■ **Data extract**

|---|

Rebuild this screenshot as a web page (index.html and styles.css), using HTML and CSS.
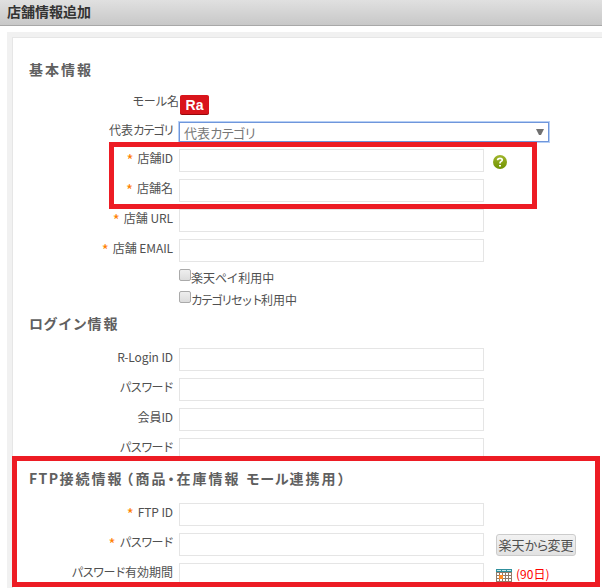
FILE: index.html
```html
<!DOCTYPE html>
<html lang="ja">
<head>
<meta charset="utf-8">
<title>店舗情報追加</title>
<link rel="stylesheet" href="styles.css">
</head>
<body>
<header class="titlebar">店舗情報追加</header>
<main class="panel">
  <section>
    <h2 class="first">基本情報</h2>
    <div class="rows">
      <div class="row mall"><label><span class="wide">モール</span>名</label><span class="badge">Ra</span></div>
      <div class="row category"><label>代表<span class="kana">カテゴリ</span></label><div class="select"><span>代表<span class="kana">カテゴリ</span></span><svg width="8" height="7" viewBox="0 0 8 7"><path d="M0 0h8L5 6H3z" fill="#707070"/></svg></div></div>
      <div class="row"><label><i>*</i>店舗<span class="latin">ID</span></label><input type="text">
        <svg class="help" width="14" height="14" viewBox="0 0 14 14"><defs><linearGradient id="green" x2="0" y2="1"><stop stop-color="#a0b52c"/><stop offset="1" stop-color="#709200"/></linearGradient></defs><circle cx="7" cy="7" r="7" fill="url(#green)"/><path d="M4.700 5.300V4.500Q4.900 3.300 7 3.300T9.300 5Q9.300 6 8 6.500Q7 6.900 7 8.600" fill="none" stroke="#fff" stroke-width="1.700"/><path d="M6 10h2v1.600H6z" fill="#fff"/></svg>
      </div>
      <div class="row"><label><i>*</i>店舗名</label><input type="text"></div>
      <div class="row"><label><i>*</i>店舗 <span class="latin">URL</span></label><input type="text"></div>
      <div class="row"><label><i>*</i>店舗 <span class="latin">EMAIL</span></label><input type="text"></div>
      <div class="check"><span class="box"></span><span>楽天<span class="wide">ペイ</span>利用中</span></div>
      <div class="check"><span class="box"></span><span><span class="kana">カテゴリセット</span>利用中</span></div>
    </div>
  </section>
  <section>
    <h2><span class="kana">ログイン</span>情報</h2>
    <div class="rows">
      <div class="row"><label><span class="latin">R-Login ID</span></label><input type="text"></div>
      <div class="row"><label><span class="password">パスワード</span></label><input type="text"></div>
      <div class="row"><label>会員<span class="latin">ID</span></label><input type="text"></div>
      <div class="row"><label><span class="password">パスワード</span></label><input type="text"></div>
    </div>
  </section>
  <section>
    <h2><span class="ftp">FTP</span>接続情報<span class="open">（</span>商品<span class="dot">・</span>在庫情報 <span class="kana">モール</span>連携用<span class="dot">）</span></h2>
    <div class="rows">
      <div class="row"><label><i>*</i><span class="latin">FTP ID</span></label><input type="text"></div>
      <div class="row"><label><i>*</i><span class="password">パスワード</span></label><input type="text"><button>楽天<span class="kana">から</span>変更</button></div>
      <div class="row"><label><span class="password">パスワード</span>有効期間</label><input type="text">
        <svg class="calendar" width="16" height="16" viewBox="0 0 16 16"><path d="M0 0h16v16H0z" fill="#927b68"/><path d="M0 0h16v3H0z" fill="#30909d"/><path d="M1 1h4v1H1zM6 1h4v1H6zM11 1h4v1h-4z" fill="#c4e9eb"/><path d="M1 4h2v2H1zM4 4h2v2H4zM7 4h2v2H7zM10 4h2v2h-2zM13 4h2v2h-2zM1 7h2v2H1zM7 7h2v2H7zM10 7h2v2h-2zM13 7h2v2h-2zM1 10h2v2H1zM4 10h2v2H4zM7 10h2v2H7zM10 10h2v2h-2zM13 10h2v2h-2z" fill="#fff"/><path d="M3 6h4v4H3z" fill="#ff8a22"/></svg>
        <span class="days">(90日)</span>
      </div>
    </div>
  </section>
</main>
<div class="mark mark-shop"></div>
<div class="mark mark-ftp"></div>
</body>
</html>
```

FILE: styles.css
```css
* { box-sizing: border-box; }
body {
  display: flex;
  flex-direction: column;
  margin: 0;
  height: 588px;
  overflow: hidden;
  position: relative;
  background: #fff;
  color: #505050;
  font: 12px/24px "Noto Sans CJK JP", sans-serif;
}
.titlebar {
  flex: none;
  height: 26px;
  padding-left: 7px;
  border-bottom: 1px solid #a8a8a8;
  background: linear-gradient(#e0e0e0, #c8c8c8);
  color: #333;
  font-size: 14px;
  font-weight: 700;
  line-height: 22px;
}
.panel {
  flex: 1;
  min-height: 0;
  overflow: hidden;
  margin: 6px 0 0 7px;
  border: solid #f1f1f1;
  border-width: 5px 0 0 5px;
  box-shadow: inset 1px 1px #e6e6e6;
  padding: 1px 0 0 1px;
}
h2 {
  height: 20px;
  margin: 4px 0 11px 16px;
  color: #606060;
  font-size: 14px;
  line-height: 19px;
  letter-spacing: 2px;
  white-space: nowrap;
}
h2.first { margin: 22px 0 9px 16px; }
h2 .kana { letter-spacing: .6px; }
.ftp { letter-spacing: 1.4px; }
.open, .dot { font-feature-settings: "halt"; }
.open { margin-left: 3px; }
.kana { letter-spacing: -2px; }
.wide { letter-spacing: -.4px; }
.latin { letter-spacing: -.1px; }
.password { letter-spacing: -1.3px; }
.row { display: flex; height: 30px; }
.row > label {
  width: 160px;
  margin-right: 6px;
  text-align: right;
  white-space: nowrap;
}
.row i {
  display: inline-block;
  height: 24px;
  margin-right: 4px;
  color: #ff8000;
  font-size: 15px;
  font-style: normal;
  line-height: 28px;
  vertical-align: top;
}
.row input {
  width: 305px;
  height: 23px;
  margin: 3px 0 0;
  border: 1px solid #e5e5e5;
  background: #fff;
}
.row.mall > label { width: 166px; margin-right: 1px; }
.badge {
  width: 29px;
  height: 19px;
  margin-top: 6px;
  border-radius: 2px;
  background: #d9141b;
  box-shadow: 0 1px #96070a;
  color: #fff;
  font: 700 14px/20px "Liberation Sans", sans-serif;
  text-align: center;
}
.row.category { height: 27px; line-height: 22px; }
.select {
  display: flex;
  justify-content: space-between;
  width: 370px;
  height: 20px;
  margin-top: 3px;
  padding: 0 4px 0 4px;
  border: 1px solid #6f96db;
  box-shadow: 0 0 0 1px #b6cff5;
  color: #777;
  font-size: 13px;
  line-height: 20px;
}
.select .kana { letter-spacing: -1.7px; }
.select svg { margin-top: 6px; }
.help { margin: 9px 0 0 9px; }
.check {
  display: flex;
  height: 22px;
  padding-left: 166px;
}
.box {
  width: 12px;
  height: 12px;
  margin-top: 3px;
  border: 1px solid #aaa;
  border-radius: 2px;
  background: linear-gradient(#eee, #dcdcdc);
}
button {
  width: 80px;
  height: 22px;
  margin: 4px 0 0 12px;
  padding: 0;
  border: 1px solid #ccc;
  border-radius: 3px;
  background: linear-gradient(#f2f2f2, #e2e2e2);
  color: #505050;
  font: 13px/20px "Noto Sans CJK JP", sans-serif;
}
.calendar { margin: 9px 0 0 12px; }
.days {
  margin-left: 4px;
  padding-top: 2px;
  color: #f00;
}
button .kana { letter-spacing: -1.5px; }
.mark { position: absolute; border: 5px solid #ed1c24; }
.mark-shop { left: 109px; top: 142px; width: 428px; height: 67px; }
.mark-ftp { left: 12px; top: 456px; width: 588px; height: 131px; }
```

|---|

■ **Goal of the exercise**
Locate all lines in the listing above with the word "styles" and copy them.

■ **Solution below**
Rebuild this screenshot as a web page (index.html and styles.css), using HTML and CSS.
<link rel="stylesheet" href="styles.css">
FILE: styles.css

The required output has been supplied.